** BEGIN **

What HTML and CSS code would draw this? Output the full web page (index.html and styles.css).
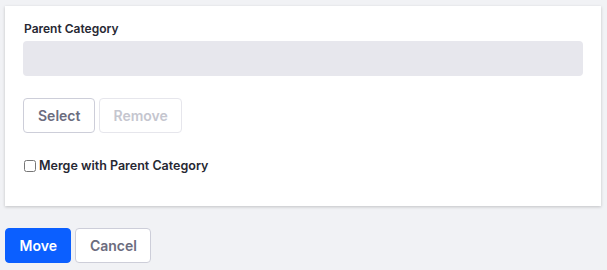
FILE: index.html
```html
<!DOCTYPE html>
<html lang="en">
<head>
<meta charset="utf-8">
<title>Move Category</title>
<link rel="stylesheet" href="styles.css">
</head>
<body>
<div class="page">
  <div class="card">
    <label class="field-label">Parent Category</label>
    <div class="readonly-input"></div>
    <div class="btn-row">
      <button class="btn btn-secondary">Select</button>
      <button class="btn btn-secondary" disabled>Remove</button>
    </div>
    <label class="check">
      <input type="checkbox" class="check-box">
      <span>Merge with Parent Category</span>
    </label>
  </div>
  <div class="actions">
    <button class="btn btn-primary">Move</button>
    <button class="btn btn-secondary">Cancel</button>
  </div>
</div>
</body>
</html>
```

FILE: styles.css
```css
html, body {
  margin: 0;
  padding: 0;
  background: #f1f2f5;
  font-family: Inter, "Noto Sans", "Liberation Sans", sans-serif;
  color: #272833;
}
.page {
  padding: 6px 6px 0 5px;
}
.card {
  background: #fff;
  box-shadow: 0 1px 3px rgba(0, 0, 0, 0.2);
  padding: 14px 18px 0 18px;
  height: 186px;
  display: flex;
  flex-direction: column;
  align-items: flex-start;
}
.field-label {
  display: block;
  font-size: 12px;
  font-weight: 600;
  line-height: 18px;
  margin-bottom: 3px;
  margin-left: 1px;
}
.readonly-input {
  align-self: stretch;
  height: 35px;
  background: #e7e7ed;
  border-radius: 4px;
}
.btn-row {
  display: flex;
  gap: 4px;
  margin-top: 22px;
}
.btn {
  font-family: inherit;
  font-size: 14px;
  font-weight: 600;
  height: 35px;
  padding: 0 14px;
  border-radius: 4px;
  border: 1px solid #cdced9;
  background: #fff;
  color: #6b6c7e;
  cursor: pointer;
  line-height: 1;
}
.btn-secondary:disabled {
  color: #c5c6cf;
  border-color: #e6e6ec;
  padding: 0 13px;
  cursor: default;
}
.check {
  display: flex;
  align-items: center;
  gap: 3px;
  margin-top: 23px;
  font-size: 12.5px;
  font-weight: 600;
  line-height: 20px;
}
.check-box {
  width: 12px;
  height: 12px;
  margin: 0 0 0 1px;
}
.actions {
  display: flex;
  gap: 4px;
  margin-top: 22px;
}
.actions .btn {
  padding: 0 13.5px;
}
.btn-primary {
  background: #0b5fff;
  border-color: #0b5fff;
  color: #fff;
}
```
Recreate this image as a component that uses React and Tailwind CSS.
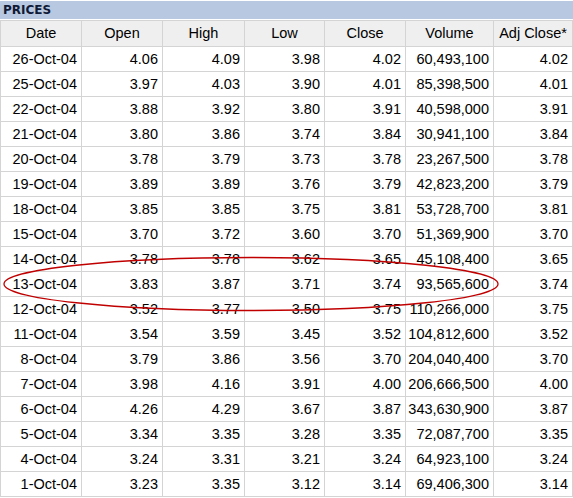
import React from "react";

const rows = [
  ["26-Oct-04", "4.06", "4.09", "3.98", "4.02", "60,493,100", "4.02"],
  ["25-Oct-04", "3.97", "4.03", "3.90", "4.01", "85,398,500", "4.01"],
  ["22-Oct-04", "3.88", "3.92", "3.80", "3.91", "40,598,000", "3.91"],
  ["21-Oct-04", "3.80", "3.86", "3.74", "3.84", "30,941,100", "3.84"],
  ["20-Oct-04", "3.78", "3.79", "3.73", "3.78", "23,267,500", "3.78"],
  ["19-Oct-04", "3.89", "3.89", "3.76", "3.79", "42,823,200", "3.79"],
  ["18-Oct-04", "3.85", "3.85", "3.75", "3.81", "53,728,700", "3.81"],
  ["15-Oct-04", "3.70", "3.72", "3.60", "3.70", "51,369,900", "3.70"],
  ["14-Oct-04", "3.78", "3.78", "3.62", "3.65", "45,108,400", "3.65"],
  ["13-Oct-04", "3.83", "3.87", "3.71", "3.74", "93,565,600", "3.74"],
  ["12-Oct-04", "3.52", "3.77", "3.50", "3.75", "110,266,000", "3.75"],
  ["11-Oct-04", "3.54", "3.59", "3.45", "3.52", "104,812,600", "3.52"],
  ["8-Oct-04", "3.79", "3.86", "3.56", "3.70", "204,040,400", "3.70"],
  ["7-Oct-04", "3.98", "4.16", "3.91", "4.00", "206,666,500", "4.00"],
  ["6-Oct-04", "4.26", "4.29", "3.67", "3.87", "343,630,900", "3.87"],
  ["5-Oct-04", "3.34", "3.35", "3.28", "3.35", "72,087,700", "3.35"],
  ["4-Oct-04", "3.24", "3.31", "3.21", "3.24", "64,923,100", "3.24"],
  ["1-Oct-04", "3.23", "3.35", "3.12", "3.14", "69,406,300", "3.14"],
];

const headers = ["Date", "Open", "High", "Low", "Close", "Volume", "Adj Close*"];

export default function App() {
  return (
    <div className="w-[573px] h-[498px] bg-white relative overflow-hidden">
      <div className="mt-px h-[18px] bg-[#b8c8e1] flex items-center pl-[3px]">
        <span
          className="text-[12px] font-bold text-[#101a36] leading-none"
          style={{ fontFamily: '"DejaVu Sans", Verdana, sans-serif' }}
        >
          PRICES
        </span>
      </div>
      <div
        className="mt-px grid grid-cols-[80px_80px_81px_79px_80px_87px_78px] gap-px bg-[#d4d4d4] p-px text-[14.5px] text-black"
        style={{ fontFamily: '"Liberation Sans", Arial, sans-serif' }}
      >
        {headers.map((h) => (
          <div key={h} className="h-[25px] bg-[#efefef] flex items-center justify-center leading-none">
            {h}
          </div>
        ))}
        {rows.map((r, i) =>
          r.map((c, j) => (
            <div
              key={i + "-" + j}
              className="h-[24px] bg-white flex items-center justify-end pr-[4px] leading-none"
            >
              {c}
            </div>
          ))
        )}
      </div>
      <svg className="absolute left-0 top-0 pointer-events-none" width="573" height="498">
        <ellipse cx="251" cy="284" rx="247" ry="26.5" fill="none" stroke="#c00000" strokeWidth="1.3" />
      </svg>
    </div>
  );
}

** END **

* Request: Take out nothing but the lines from the one containing "Recreate this image" to the one containing "import React from", inclusive, retyped exactly. Drop the pictures.

* Right answer:
Recreate this image as a component that uses React and Tailwind CSS.
import React from "react";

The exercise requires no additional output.